For the copy, please give all of the data again exactly and leave the pictures out.

----

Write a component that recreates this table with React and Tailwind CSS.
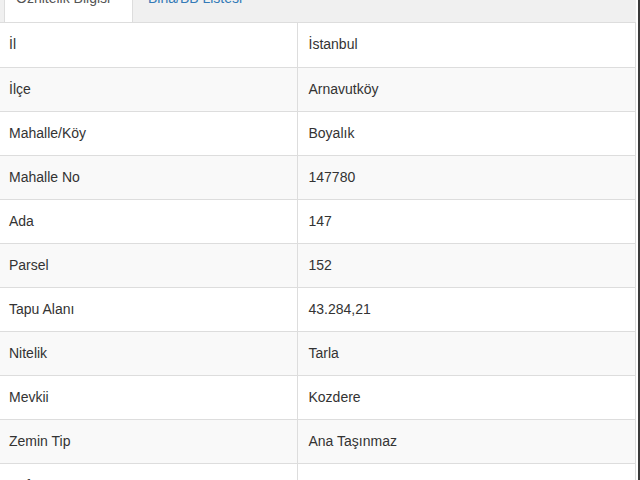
const rows = [
  ['İl', 'İstanbul'],
  ['İlçe', 'Arnavutköy'],
  ['Mahalle/Köy', 'Boyalık'],
  ['Mahalle No', '147780'],
  ['Ada', '147'],
  ['Parsel', '152'],
  ['Tapu Alanı', '43.284,21'],
  ['Nitelik', 'Tarla'],
  ['Mevkii', 'Kozdere'],
  ['Zemin Tip', 'Ana Taşınmaz'],
  ['Pafta', 'F21-C-23-A-1-C'],
];

export default function App() {
  return (
    <div className="flex h-[480px] w-[640px] overflow-hidden bg-white font-['Liberation_Sans',Arial,sans-serif] text-[14px] text-[#333]">
      <div className="flex w-[636px] flex-col">
        {/* Tabs */}
        <div className="flex h-[23px] shrink-0 items-start overflow-hidden border-b border-[#ddd] bg-[#f0f0f0] pl-[4px]">
          <div className="flex h-[23px] w-[129px] shrink-0 items-start border-x border-[#ddd] bg-white pl-[11px] leading-[20px] text-[#555]">
            <span className="mt-[-12px] whitespace-nowrap">Öznitelik Bilgisi</span>
          </div>
          <div className="flex h-[23px] items-start pl-[15px] leading-[20px] text-[#337ab7]">
            <span className="mt-[-12px] whitespace-nowrap">Bina/BB Listesi</span>
          </div>
        </div>

        {/* Table */}
        <table className="w-full shrink-0 border-collapse border-r border-[#ddd]">
          <tbody>
            {rows.map(([k, v], i) => (
              <tr key={k} className={i % 2 === 1 ? 'bg-[#f9f9f9]' : 'bg-white'}>
                <td className="h-[44px] w-[297px] border-b border-r border-[#ddd] pl-[9px] align-middle">{k}</td>
                <td className="h-[44px] border-b border-[#ddd] pl-[11px] align-middle">{v}</td>
              </tr>
            ))}
          </tbody>
        </table>
      </div>
      <div className="w-[2px] shrink-0 bg-white" />
      <div className="w-[2px] shrink-0 bg-[#3a3a3a]" />
    </div>
  );
}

----

→ **Task result**:
Write a component that recreates this table with React and Tailwind CSS.
const rows = [
  ['İl', 'İstanbul'],
  ['İlçe', 'Arnavutköy'],
  ['Mahalle/Köy', 'Boyalık'],
  ['Mahalle No', '147780'],
  ['Ada', '147'],
  ['Parsel', '152'],
  ['Tapu Alanı', '43.284,21'],
  ['Nitelik', 'Tarla'],
  ['Mevkii', 'Kozdere'],
  ['Zemin Tip', 'Ana Taşınmaz'],
  ['Pafta', 'F21-C-23-A-1-C'],
];

export default function App() {
  return (
    <div className="flex h-[480px] w-[640px] overflow-hidden bg-white font-['Liberation_Sans',Arial,sans-serif] text-[14px] text-[#333]">
      <div className="flex w-[636px] flex-col">
        {/* Tabs */}
        <div className="flex h-[23px] shrink-0 items-start overflow-hidden border-b border-[#ddd] bg-[#f0f0f0] pl-[4px]">
          <div className="flex h-[23px] w-[129px] shrink-0 items-start border-x border-[#ddd] bg-white pl-[11px] leading-[20px] text-[#555]">
            <span className="mt-[-12px] whitespace-nowrap">Öznitelik Bilgisi</span>
          </div>
          <div className="flex h-[23px] items-start pl-[15px] leading-[20px] text-[#337ab7]">
            <span className="mt-[-12px] whitespace-nowrap">Bina/BB Listesi</span>
          </div>
        </div>

        {/* Table */}
        <table className="w-full shrink-0 border-collapse border-r border-[#ddd]">
          <tbody>
            {rows.map(([k, v], i) => (
              <tr key={k} className={i % 2 === 1 ? 'bg-[#f9f9f9]' : 'bg-white'}>
                <td className="h-[44px] w-[297px] border-b border-r border-[#ddd] pl-[9px] align-middle">{k}</td>
                <td className="h-[44px] border-b border-[#ddd] pl-[11px] align-middle">{v}</td>
              </tr>
            ))}
          </tbody>
        </table>
      </div>
      <div className="w-[2px] shrink-0 bg-white" />
      <div className="w-[2px] shrink-0 bg-[#3a3a3a]" />
    </div>
  );
}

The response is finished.